J'essaie de me dire que la solution c'est l'évitement, qu'il faut accepter ce qui n'est pas évitable pour y survivre, que la seule façon de ne pas en souffrir c'est de passer à autre chose et de me dire une bonne fois pour toute que l'amour et tout ce que cela implique ne m'est plus accessible et ne le sera plus jamais. Je sais que c'est la seule solution possible. Dans un langage de psychanalyste, je crois qu'on nomme cela la sublimation. Quand on refoule une frustration en se concentrant sur autre chose pour y déverser toute l'énergie qu'on ne peut pas mettre dans ce qui nous fait envie. Je ne suis pas spécialiste en la matière, mais il me semble que c'est à peu de chose près une définition correcte. Alors j'essaie de faire ce que je peux pour y arriver.
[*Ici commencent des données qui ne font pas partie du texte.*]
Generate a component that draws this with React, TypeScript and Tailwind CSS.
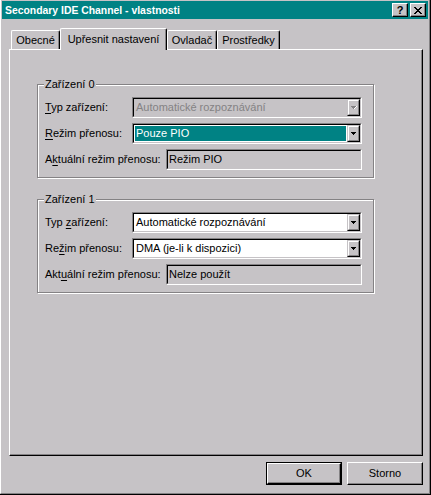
import React from "react";

const FONT = "font-['Liberation_Sans',Arial,sans-serif]";

function Arrow({ disabled }: { disabled?: boolean }) {
  const c = disabled ? "#848284" : "#000";
  return (
    <svg width="6" height="4" viewBox="0 0 6 4" shapeRendering="crispEdges" className="block">
      {disabled && (
        <g fill="#fff">
          <rect x="3" y="2" width="1" height="1" />
          <rect x="4" y="1" width="1" height="1" />
          <rect x="5" y="0" width="1" height="1" />
        </g>
      )}
      <rect x="0" y="0" width="5" height="1" fill={c} />
      <rect x="1" y="1" width="3" height="1" fill={c} />
      <rect x="2" y="2" width="1" height="1" fill={c} />
    </svg>
  );
}

function Sunken({
  width,
  bg,
  children,
}: {
  width: string;
  bg: string;
  children: React.ReactNode;
}) {
  return (
    <div
      className={`h-[21px] ${width} border border-t-[#848284] border-l-[#848284] border-r-white border-b-white`}
    >
      <div
        className={`h-full flex border border-t-black border-l-black border-r-[#c6c3c6] border-b-[#c6c3c6] ${bg}`}
      >
        {children}
      </div>
    </div>
  );
}

function DropButton({ disabled }: { disabled?: boolean }) {
  return (
    <div className="w-[13px] h-full shrink-0 border border-t-[#c6c3c6] border-l-[#c6c3c6] border-r-black border-b-black bg-[#c6c3c6]">
      <div className="h-full flex items-center justify-center border border-t-white border-l-white border-r-[#848284] border-b-[#848284]">
        <Arrow disabled={disabled} />
      </div>
    </div>
  );
}

function Combo({
  text,
  disabled,
  selected,
}: {
  text: string;
  disabled?: boolean;
  selected?: boolean;
}) {
  return (
    <Sunken width="w-[230px]" bg={disabled ? "bg-[#c6c3c6]" : "bg-white"}>
      <div className="flex-1 p-px flex">
        <div
          className={`flex-1 flex items-center pl-[1px] leading-[13px] ${
            selected ? "bg-[#008284] text-white" : disabled ? "text-[#848284]" : "text-black"
          }`}
        >
          {text}
        </div>
      </div>
      <DropButton disabled={disabled} />
    </Sunken>
  );
}

function Static({ text }: { text: string }) {
  return (
    <Sunken width="w-[196px]" bg="bg-[#c6c3c6]">
      <div className="flex-1 flex items-center pl-[1px] leading-[13px]">{text}</div>
    </Sunken>
  );
}

function Row({ label, children }: { label: React.ReactNode; children: React.ReactNode }) {
  return (
    <div className="h-[21px] flex items-center justify-between pl-[7px] pr-[11px]">
      <div className="leading-[13px]">{label}</div>
      {children}
    </div>
  );
}

function Group({ title, children, className }: { title: string; children: React.ReactNode; className?: string }) {
  return (
    <div
      className={`relative w-[337px] ml-[27px] border border-[#848284] shadow-[inset_1px_1px_#fff,1px_1px_#fff] pt-[12px] pb-[7px] flex flex-col gap-[5px] ${className ?? ""}`}
    >
      <div className="absolute top-[-7px] left-[6px] px-[1px] bg-[#c6c3c6] leading-[13px]">{title}</div>
      {children}
    </div>
  );
}

function U({ children }: { children: React.ReactNode }) {
  return <span className="underline underline-offset-[2px]">{children}</span>;
}

function Tab({ label, selected, w }: { label: string; selected?: boolean; w: string }) {
  return (
    <div
      className={`${w} ${
        selected ? "h-[22px] -mb-px relative z-10 pt-[2px]" : "h-[19px]"
      } flex items-center justify-center bg-[#c6c3c6] border-t border-l border-r border-t-white border-l-white border-r-black rounded-tl-[2px] rounded-tr-[2px] shadow-[inset_-1px_0_#848284] leading-[13px]`}
    >
      <span className={selected ? "-mt-[3px]" : ""}>{label}</span>
    </div>
  );
}

function Btn({ label, def }: { label: string; def?: boolean }) {
  if (def) {
    return (
      <div className="w-[76px] h-[23px] border border-black">
        <div className="h-full border border-t-white border-l-white border-r-black border-b-black shadow-[inset_-1px_-1px_#848284] flex items-center justify-center leading-[13px]">
          {label}
        </div>
      </div>
    );
  }
  return (
    <div className="w-[76px] h-[23px] border border-t-white border-l-white border-r-black border-b-black shadow-[inset_-1px_-1px_#848284] flex items-center justify-center leading-[13px]">
      {label}
    </div>
  );
}

function CapButton({ children }: { children: React.ReactNode }) {
  return (
    <div className="w-[16px] h-[14px] bg-[#c6c3c6] border border-t-white border-l-white border-r-black border-b-black shadow-[inset_-1px_-1px_#848284] flex items-center justify-center">
      {children}
    </div>
  );
}

export default function App() {
  return (
    <div className={`w-[431px] h-[495px] bg-[#c6c3c6] text-black text-[11px] ${FONT} border-r border-b border-r-black border-b-black`}>
      <div className="h-full flex flex-col border-l border-r border-b border-l-white border-r-[#848284] border-b-[#848284] px-px pt-px">
        {/* title bar */}
        <div className="h-[18px] bg-[#008284] flex items-center justify-between pl-[3px] pr-[2px]">
          <span className="text-white font-bold text-[10.4px] leading-[13px]">
            Secondary IDE Channel - vlastnosti
          </span>
          <div className="flex gap-[2px]">
            <CapButton>
              <span className="font-bold text-[11px] leading-[10px] text-black">?</span>
            </CapButton>
            <CapButton>
              <svg width="8" height="7" viewBox="0 0 8 7" shapeRendering="crispEdges" className="block">
                <g fill="#000">
                  <rect x="0" y="0" width="2" height="1" />
                  <rect x="6" y="0" width="2" height="1" />
                  <rect x="1" y="1" width="2" height="1" />
                  <rect x="5" y="1" width="2" height="1" />
                  <rect x="2" y="2" width="4" height="1" />
                  <rect x="3" y="3" width="2" height="1" />
                  <rect x="2" y="4" width="4" height="1" />
                  <rect x="1" y="5" width="2" height="1" />
                  <rect x="5" y="5" width="2" height="1" />
                  <rect x="0" y="6" width="2" height="1" />
                  <rect x="6" y="6" width="2" height="1" />
                </g>
              </svg>
            </CapButton>
          </div>
        </div>

        {/* tabs */}
        <div className="ml-[7px] w-[414px] mt-[9px]">
          <div className="h-[21px] flex items-end pl-[2px]">
            <Tab label="Obecné" w="w-[49px]" />
            <Tab label="Upřesnit nastavení" w="w-[107px]" selected />
            <Tab label="Ovladač" w="w-[50px]" />
            <Tab label="Prostředky" w="w-[63px]" />
          </div>
          <div className="h-[407px] border border-t-white border-l-white border-r-black border-b-black shadow-[inset_-1px_-1px_#848284] pt-[34px]">
            <Group title="Zařízení 0">
              <Row label={<><U>T</U>yp zařízení:</>}>
                <Combo text="Automatické rozpoznávání" disabled />
              </Row>
              <Row label={<><U>R</U>ežim přenosu:</>}>
                <Combo text="Pouze PIO" selected />
              </Row>
              <Row label={<>A<U>k</U>tuální režim přenosu:</>}>
                <Static text="Režim PIO" />
              </Row>
            </Group>
            <Group title="Zařízení 1" className="mt-[21px]">
              <Row label={<>Typ <U>z</U>ařízení:</>}>
                <Combo text="Automatické rozpoznávání" />
              </Row>
              <Row label={<>Re<U>ž</U>im přenosu:</>}>
                <Combo text="DMA (je-li k dispozici)" />
              </Row>
              <Row label={<>Akt<U>u</U>ální režim přenosu:</>}>
                <Static text="Nelze použít" />
              </Row>
            </Group>
          </div>
          <div className="mt-[6px] flex justify-end gap-[5px]">
            <Btn label="OK" def />
            <Btn label="Storno" />
          </div>
        </div>
      </div>
    </div>
  );
}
Je lis énormément, j'écris autant que possible, je vois des films, je regarde des séries, j'écoute de la musique, je me cultive dans les sujets qui m'intéressent, j'essaie d'entretenir mon corps en respectant une certaine discipline de vie (aussi bien sportive qu'alimentaire), je consacre du temps à mon gamin même s'il traverse une période où ce n'est pas avec moi qu'il a le plus envie d'être. Et le reste du temps je prends mon mal en patience. Mais c'est moins facile à faire qu'à dire. J'ai beau me réfugier autant que possible dans l'imaginaire de la lecture ou du cinéma, j'y retrouve toujours des références à ce que j'essaie de fuir. J'ai beau écrire pour passer ma haine et mon désespoir, il transparaît toujours dans mes mots une pointe de nostalgie ou l'envie de tout envoyer péter selon les jours. J'ai beau m'acharner à faire des pompes et des tractions, je me demande toujours après mes séances à qui vont servir ces efforts, qui me regardera, qui me trouvera beau, qui aura envie de toucher ce corps qui enfin, enfin, donne un peu envie de le toucher. J'ai beau m'occuper de mon petit garçon,j'ai de plus en plus de mal à me consacrer aux autres car j'ai envie qu'on s'occupe de moi, j'ai envie de souffler, de me reposer dans les bras de quelqu'un qui m'aime et que j'aime, de lâcher prise quelques instants, juste le temps de reprendre un peu de forces.

 

J'ai beau fermer les yeux et me concentrer sur l'oubli, je vois Katia qui me souris et qui me tourne le dos. Se tournant vers tellement mieux, tellement plus intéressant, tellement plus enthousiasmant que moi et le peu que j'ai à offrir. Me fuyant pour ne pas s'enliser avec moi. Et elle a tellement raison. C'est cela le plus dur en fin de compte. Qu'elle ait tellement raison.